Koerner levanta objeções a essa proposta, especialmente quanto à extinção dos tribunais superiores e à unificação do Judiciário numa estrutura única. Em alguns Estados -diz ele, com razão- é precário o respeito à independência externa dos juízes. Qual seria o controle da obediência às garantias constitucionais e da qualidade técnica da interpretação da lei dos julgamentos proferidos por esses tribunais? Nos Estados Unidos, foi com a utilização de recursos à Justiça Federal que se impulsionou o respeito à Constituição Federal pelos juízes e tribunais estaduais, lembra ele.
Entre as virtudes da proposta de Álvares da Silva, Koerner aponta o princípio da especialização funcional, substituindo o da diferenciação estrutural, que atualmente divide o Poder Judiciário em diversos ramos, com seus próprios órgãos dirigentes e seus próprios serviços de apoio. Com isso, poderia de fato ocorrer a incorporação das Justiças do Trabalho e Militar à Justiça Federal, transformadas em seções ou divisões especiais desta. Do mesmo modo, a Justiça Eleitoral deveria tornar-se uma seção especial, ocupada em caráter permanente por juízes e pessoal de apoio.
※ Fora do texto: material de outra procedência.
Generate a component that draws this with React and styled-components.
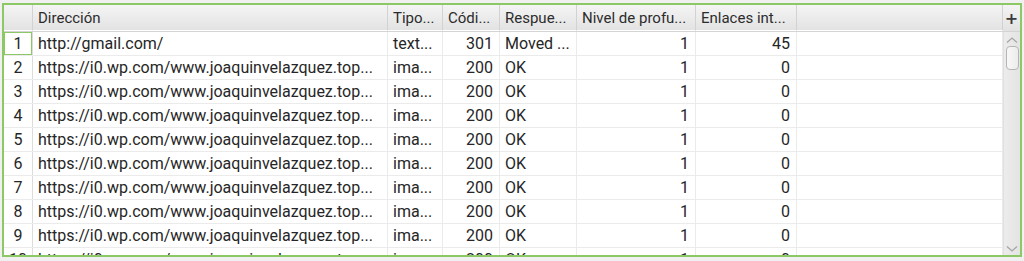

Quanto aos tribunais superiores -diz ele-, poderiam ser fundidos e organizados num único tribunal, com divisões especializadas. Esse tribunal poderia selecionar os recursos a ser julgados, para evitar a sua sobrecarga, e suas decisões a respeito da interpretação da lei seriam formuladas enquanto súmulas, ou enunciados, que serviriam como precedentes com valor indicativo para a interpretação e não com efeito vinculante para os juízes e como critério impeditivo de recurso.